Levées de fonds: une course d’obstacles pour les femmes entrepreneures

16 novembre 2022

Levées de fonds: une course d’obstacles pour les femmes entrepreneures

Photo Leila Delarive © Amplify

Par Sabah Kaddouri

De la Silicon Valley à la Suisse, collecter des fonds est une course d’obstacles pour les femmes entrepreneures. Sous-représentées dans la grand-messe des tours de table, les femmes sont mises au ban et doivent montrer patte blanche pour convaincre les investisseurs. Lumière sur une inégalité qui perdure.

Comment concilier entrepreneuriat et vie de famille ? Comment gérer sa société en cas de grossesse ? Est-on capable de faire preuve de combativité et de capacités managériales à toutes épreuves ? Autant de questions auxquelles sont assaillies les cheffes d’entreprise souhaitant faire appel à des investisseurs. C’est un leitmotiv, un refrain qui rappelle combien les biais existent et persistent dans le monde des affaires encore loin d’être égalitaire sur ce plan aussi. L’argent, un nerf de la guerre dont manquent cruellement les femmes startuppers ambitionnant d’accélérer. « Les hommes seront interrogés sur le potentiel de gains, et les femmes sur le potentiel de pertes », souligne Géraldine Le Meur, business angel française notoire et auteure du livre Entreprenez comme elles ! (éd. Diateino).

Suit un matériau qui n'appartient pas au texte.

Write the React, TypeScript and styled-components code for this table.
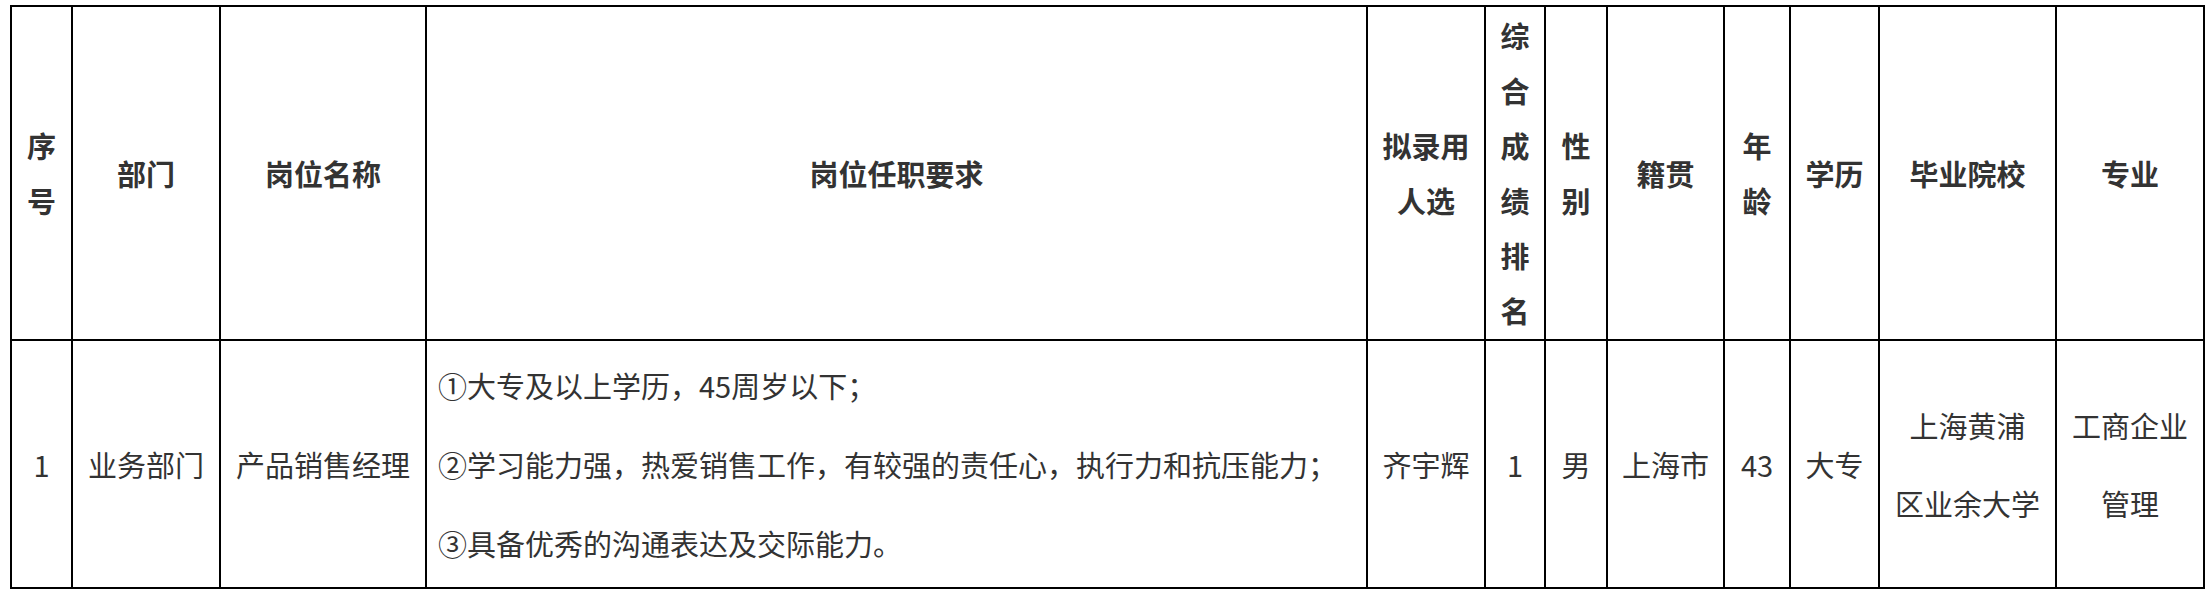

Il y a une méfiance systématique envers les projets portés par ces-dernières qui s’expriment par une grande frilosité, un manque de soutien et par une injonction au dossier parfait. Leila Delarive, fondatrice et CEO de la société technologique Amplify, une plateforme publicitaire qui permet aux entrepreneurs, TPE/PME de lancer en moins de trois minutes une campagne publicitaire digitale multicanale grâce à l’automatisation du processus d’achat média, le confirme : « Pour accéder à l’étape du pitch et décrocher le graal, il faut un dossier béton ! ». L’avocate de formation, aujourd’hui femme d’affaires à succès fait partie de ces 3% de Suissesses à avoir réussi dans cette course d’obstacles, à ce jour ce sont ainsi près de 2.6 millions CHF de sommes levées par Amplify. La Lausannoise est à présent engagée dans un nouveau tour de table d’un montant de 2 millions CHF. Leila Delarive a embarqué des investisseurs expérimentés comme Roland Brack, dit le « Jeff Bezos alémanique », Bettina Hein ou encore Anja Graf.

Victoria Branson © Yanina Kaufman

Quant à l’experte en Personal Branding Victoria Branson qui accompagne des clients en Suisse comme à l’international, il faut continuer à œuvrer énergiquement pour briser le plafond de verre. « En 2022, on accorde malheureusement encore peu de crédibilité aux entrepreneures avec des clichés qui n’évoluent pas notamment sur la maternité. Néanmoins, les choses évoluent petit à petit. Dans la Silicon Valley où les start-up fleurissent régulièrement, il n’y avait que deux femmes à la tête d’une licorne en 2013, aujourd’hui il y en a plus d’une dizaine ! », se réjouit la coach de dirigeants. Pour l’heure, Victoria Branson parvient à développer son activité sans apport de venture capital, sa croissance organique elle la doit surtout à de solides partenariats, à une offre de services pointus et aux recommandations de ses clients. « A moyen-terme, il n’est pas improbable que je me lance ! Lever des fonds pour changer d’échelle reste une étape indispensable. Dans cette hypothèse, je m’adresserai à des fonds d’investissement gérés par des femmes, comme Leia Capital. Elles sont entrepreneures, femmes, mères de famille et sont conscientes que tout concilier est possible. », confie-t-elle.

Faire preuve d’ingéniosité, d’émulation, d’entraide : les femmes l’ont bien compris, elles se doivent de cultiver la sororité pour percer dans cet univers conçu par les hommes, pour les hommes. Des personnalités influentes à l’image de Melinda French Gates ou Sheryl Sandberg, ancienne numéro deux de Meta (ex-Facebook), allouent depuis plusieurs années des sommes considérables en soutien à leurs congénères aux fins de combler ces disparités via différents véhicules d’investissement. «Je suis convaincue que nous passons à côté d’idées révolutionnaires en ne mettant pas de ressources à la disposition des femmes. », a déclaré la puissante philanthrope américaine Melinda French Gates.

Même si la route vers un rééquilibrage est encore longue, la dynamique est belle et bien enclenchée.